Ads I would love to see on TV

Ad #1. Jeff is sitting in his kitchen, eating a bowl of cereal. He picks up the bowl and walks to the front door. Opens the front door, looks out. The birds are singing. The grass is green. The cocker spaniel lies on the front porch, dreaming his doggie dream. Jeff looks at his brand new car. It is a beautiful work of art. Then he sees his neighbor get in his car. The driver’s door falls off his neighbor’s Chevy. Jeff smiles, then calls out, “Hey, Bart. Doors don’t fall off my new Puchie.”

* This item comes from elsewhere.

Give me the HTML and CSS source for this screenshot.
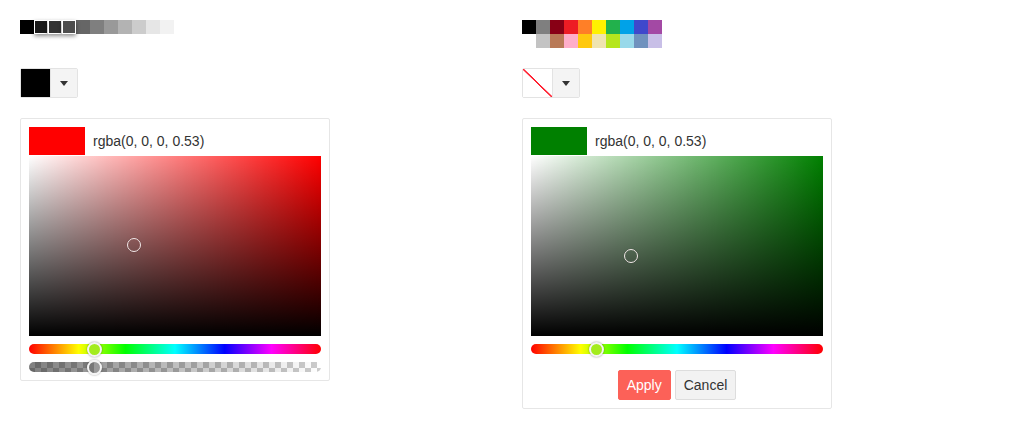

Ad #2. “Need a new car. It’s on your bucket list. Why not come on down and we can give you a killer of a deal on a hearse? We have them in seven gorgeous colors: red, yellow, blue, orange, pink, turquoise, and, of course, our most popular color, your basic black tie. If you want to go in style, this is the way to go.”

Ad #3. “Come on over to Brady’s Super Sports Store to get all your football supplies. Down here at Brady’s, we really know how to deflate a football.”

Ad#4. “Are you the kind of person who is always late for a date? We have the perfect organization for you. All our members are late for their dates. So join us at PU. That’s Procrastinators Unanimous. You’re never going to be too late for the party ever again.”

micropoem for the day: billboards

One night I was driving home recently along a busy highway. There was billboard after billboard. Now I am not opposed to billboards. I saw “Three Billboards Outside Ebbing, Missouri”. I am the first to admit that it is a great way to get across your message. Many’s the time that I’ve turned around and went back to get the phone number off of a billboard. I am particular fond of lawyers’ billboards. Maybe one of them will get me 250K for an accident I am about to have. You just never know. But there does come a point when enough is enough. Don’t you think?